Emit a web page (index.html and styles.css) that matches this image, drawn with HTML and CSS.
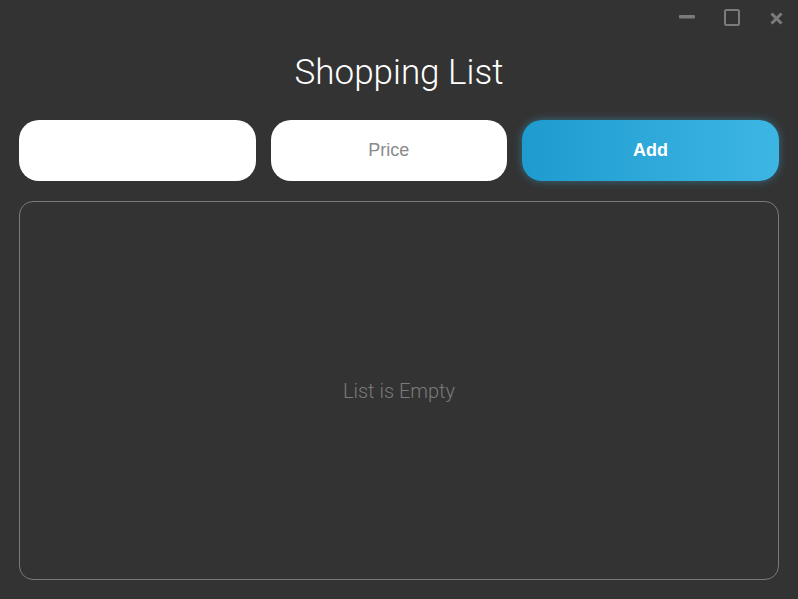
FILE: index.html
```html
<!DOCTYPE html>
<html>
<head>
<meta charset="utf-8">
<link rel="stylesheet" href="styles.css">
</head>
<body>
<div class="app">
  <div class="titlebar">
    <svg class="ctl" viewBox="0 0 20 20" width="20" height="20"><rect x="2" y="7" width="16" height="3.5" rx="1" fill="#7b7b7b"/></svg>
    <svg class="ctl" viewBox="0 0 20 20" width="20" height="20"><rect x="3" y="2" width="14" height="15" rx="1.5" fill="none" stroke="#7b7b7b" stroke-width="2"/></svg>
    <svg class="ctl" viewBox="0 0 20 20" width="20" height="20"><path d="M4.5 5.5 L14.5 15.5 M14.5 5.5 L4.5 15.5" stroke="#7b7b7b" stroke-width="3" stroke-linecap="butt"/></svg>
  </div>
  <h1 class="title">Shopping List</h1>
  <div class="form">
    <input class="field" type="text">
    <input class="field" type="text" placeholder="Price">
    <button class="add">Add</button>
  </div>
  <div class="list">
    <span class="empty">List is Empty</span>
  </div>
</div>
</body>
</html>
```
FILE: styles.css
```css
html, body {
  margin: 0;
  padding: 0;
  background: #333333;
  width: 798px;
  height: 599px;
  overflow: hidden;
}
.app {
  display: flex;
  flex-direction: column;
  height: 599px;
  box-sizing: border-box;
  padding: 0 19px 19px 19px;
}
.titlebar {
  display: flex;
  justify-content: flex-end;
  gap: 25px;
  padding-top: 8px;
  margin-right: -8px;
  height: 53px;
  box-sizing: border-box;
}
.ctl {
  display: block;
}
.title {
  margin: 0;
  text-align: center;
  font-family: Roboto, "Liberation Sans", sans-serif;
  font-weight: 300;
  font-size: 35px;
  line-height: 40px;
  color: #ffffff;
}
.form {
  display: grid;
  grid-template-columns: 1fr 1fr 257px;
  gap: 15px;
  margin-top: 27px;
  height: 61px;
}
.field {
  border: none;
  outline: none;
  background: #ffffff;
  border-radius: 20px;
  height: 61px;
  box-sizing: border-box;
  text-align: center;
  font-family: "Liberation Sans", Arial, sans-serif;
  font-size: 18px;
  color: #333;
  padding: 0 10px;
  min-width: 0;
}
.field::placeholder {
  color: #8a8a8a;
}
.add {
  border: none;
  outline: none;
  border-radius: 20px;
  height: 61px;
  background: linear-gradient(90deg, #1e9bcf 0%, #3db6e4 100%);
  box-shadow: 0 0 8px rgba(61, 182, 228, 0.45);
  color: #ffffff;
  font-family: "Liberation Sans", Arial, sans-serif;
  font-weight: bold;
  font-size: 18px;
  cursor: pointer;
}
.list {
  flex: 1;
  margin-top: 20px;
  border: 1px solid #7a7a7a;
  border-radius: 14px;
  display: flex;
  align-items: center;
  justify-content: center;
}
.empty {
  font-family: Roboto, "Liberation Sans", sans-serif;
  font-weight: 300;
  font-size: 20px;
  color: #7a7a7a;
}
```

= Aim of the task =
Pull every line containing the word "styles" out of the material.

= Result =
Emit a web page (index.html and styles.css) that matches this image, drawn with HTML and CSS.
<link rel="stylesheet" href="styles.css">
FILE: styles.css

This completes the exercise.